* _Supplied information_:

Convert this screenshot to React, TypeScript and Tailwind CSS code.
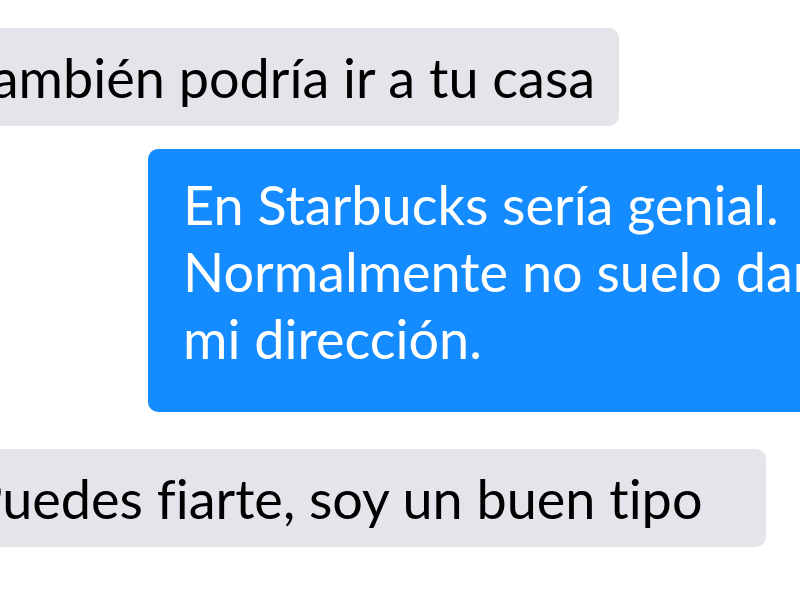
export default function App() {
  return (
    <div className="w-[800px] h-[600px] overflow-hidden bg-white font-['Lato',sans-serif] text-[54px] leading-[67px] [font-variant-ligatures:none]">
      <div className="flex flex-col pt-[28px]">
        {/* incoming */}
        <div className="self-start ml-[-60px] w-[679px] h-[98px] flex items-center pl-[26px] bg-[#e6e4eb] rounded-[10px] text-black whitespace-nowrap">
          También podría ir a tu casa
        </div>

        {/* outgoing */}
        <div className="mt-[23px] ml-[148px] w-[720px] h-[263px] pt-[22px] pl-[35px] bg-[#148bff] rounded-[10px] text-white whitespace-nowrap">
          En Starbucks sería genial.
          <br />
          Normalmente no suelo dar
          <br />
          mi dirección.
        </div>

        {/* incoming */}
        <div className="mt-[37px] self-start ml-[-60px] w-[826px] h-[98px] flex items-center pl-[30px] bg-[#e6e4eb] rounded-[10px] text-black whitespace-nowrap">
          Puedes fiarte, soy un buen tipo
        </div>
      </div>
    </div>
  )
}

* _Exercise instructions_:
Without including any pictures, print all of the material exactly as given.

* _The answer_:
Convert this screenshot to React, TypeScript and Tailwind CSS code.
export default function App() {
  return (
    <div className="w-[800px] h-[600px] overflow-hidden bg-white font-['Lato',sans-serif] text-[54px] leading-[67px] [font-variant-ligatures:none]">
      <div className="flex flex-col pt-[28px]">
        {/* incoming */}
        <div className="self-start ml-[-60px] w-[679px] h-[98px] flex items-center pl-[26px] bg-[#e6e4eb] rounded-[10px] text-black whitespace-nowrap">
          También podría ir a tu casa
        </div>

        {/* outgoing */}
        <div className="mt-[23px] ml-[148px] w-[720px] h-[263px] pt-[22px] pl-[35px] bg-[#148bff] rounded-[10px] text-white whitespace-nowrap">
          En Starbucks sería genial.
          <br />
          Normalmente no suelo dar
          <br />
          mi dirección.
        </div>

        {/* incoming */}
        <div className="mt-[37px] self-start ml-[-60px] w-[826px] h-[98px] flex items-center pl-[30px] bg-[#e6e4eb] rounded-[10px] text-black whitespace-nowrap">
          Puedes fiarte, soy un buen tipo
        </div>
      </div>
    </div>
  )
}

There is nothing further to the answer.